Stated goal:
Leave out the pictures and repeat the data exactly.

Data lines:
--------
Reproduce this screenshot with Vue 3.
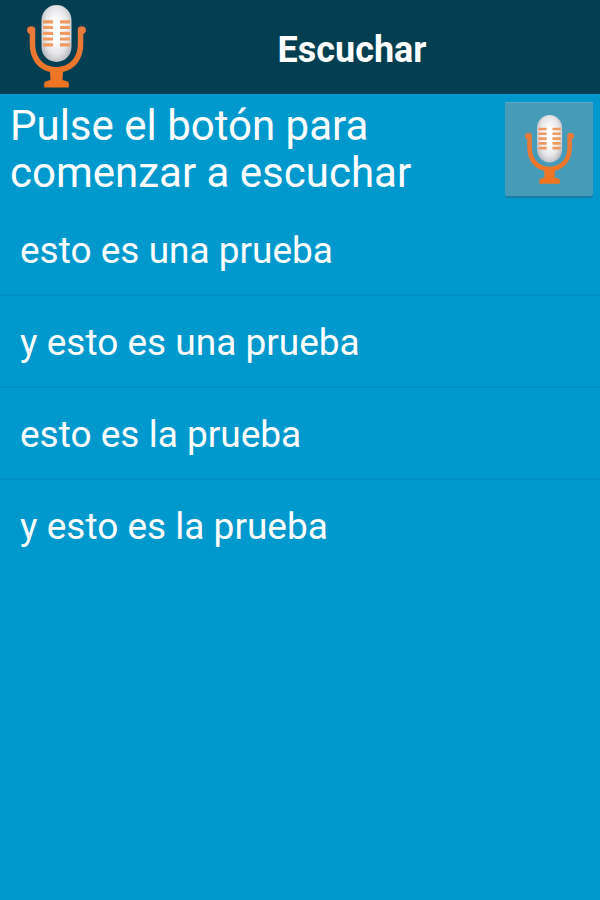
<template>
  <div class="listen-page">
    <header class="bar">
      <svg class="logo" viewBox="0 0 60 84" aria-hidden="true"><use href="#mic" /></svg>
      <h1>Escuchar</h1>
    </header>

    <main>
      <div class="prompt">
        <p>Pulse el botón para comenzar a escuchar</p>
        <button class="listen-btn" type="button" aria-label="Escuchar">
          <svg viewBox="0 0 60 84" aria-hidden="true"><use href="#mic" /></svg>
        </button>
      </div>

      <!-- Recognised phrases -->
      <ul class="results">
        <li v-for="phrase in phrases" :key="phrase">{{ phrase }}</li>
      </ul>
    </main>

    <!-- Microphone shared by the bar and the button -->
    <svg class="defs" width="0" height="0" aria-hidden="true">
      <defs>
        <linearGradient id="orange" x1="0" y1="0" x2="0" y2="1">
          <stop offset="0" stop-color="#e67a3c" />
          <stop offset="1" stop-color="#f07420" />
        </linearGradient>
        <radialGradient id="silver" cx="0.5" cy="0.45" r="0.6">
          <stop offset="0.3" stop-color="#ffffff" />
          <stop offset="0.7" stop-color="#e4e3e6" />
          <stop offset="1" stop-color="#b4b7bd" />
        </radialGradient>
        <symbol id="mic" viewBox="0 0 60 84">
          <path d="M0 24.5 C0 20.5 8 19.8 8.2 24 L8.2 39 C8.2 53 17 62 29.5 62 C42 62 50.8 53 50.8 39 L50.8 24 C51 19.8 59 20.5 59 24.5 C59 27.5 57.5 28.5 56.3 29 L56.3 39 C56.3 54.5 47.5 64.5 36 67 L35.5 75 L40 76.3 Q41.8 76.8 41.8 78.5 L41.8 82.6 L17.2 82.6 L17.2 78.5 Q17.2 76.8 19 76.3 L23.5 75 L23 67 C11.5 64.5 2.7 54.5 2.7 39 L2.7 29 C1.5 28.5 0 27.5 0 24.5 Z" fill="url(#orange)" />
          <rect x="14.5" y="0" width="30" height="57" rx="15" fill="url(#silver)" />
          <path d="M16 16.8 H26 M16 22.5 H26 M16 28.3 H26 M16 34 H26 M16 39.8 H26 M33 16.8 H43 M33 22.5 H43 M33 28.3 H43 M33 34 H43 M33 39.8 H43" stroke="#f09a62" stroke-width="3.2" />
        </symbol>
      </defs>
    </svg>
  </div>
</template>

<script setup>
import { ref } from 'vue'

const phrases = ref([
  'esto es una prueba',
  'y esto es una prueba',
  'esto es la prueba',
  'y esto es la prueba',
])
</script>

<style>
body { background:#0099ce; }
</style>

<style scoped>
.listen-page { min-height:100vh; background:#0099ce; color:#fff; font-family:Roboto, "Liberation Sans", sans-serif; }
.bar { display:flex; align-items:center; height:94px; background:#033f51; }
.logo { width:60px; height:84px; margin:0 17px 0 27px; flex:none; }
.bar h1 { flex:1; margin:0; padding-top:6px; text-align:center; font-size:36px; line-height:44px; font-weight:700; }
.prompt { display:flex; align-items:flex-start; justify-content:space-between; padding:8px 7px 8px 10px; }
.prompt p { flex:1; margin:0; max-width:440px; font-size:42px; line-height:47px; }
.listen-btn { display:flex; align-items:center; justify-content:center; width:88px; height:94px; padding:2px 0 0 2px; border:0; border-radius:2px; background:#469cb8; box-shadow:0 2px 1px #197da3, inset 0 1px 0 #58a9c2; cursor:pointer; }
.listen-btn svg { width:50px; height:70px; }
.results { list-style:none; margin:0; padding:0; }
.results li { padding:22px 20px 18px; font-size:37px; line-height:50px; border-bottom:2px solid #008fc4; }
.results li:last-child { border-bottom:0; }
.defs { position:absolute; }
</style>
--------
Completed task:
Reproduce this screenshot with Vue 3.
<template>
  <div class="listen-page">
    <header class="bar">
      <svg class="logo" viewBox="0 0 60 84" aria-hidden="true"><use href="#mic" /></svg>
      <h1>Escuchar</h1>
    </header>

    <main>
      <div class="prompt">
        <p>Pulse el botón para comenzar a escuchar</p>
        <button class="listen-btn" type="button" aria-label="Escuchar">
          <svg viewBox="0 0 60 84" aria-hidden="true"><use href="#mic" /></svg>
        </button>
      </div>

      <!-- Recognised phrases -->
      <ul class="results">
        <li v-for="phrase in phrases" :key="phrase">{{ phrase }}</li>
      </ul>
    </main>

    <!-- Microphone shared by the bar and the button -->
    <svg class="defs" width="0" height="0" aria-hidden="true">
      <defs>
        <linearGradient id="orange" x1="0" y1="0" x2="0" y2="1">
          <stop offset="0" stop-color="#e67a3c" />
          <stop offset="1" stop-color="#f07420" />
        </linearGradient>
        <radialGradient id="silver" cx="0.5" cy="0.45" r="0.6">
          <stop offset="0.3" stop-color="#ffffff" />
          <stop offset="0.7" stop-color="#e4e3e6" />
          <stop offset="1" stop-color="#b4b7bd" />
        </radialGradient>
        <symbol id="mic" viewBox="0 0 60 84">
          <path d="M0 24.5 C0 20.5 8 19.8 8.2 24 L8.2 39 C8.2 53 17 62 29.5 62 C42 62 50.8 53 50.8 39 L50.8 24 C51 19.8 59 20.5 59 24.5 C59 27.5 57.5 28.5 56.3 29 L56.3 39 C56.3 54.5 47.5 64.5 36 67 L35.5 75 L40 76.3 Q41.8 76.8 41.8 78.5 L41.8 82.6 L17.2 82.6 L17.2 78.5 Q17.2 76.8 19 76.3 L23.5 75 L23 67 C11.5 64.5 2.7 54.5 2.7 39 L2.7 29 C1.5 28.5 0 27.5 0 24.5 Z" fill="url(#orange)" />
          <rect x="14.5" y="0" width="30" height="57" rx="15" fill="url(#silver)" />
          <path d="M16 16.8 H26 M16 22.5 H26 M16 28.3 H26 M16 34 H26 M16 39.8 H26 M33 16.8 H43 M33 22.5 H43 M33 28.3 H43 M33 34 H43 M33 39.8 H43" stroke="#f09a62" stroke-width="3.2" />
        </symbol>
      </defs>
    </svg>
  </div>
</template>

<script setup>
import { ref } from 'vue'

const phrases = ref([
  'esto es una prueba',
  'y esto es una prueba',
  'esto es la prueba',
  'y esto es la prueba',
])
</script>

<style>
body { background:#0099ce; }
</style>

<style scoped>
.listen-page { min-height:100vh; background:#0099ce; color:#fff; font-family:Roboto, "Liberation Sans", sans-serif; }
.bar { display:flex; align-items:center; height:94px; background:#033f51; }
.logo { width:60px; height:84px; margin:0 17px 0 27px; flex:none; }
.bar h1 { flex:1; margin:0; padding-top:6px; text-align:center; font-size:36px; line-height:44px; font-weight:700; }
.prompt { display:flex; align-items:flex-start; justify-content:space-between; padding:8px 7px 8px 10px; }
.prompt p { flex:1; margin:0; max-width:440px; font-size:42px; line-height:47px; }
.listen-btn { display:flex; align-items:center; justify-content:center; width:88px; height:94px; padding:2px 0 0 2px; border:0; border-radius:2px; background:#469cb8; box-shadow:0 2px 1px #197da3, inset 0 1px 0 #58a9c2; cursor:pointer; }
.listen-btn svg { width:50px; height:70px; }
.results { list-style:none; margin:0; padding:0; }
.results li { padding:22px 20px 18px; font-size:37px; line-height:50px; border-bottom:2px solid #008fc4; }
.results li:last-child { border-bottom:0; }
.defs { position:absolute; }
</style>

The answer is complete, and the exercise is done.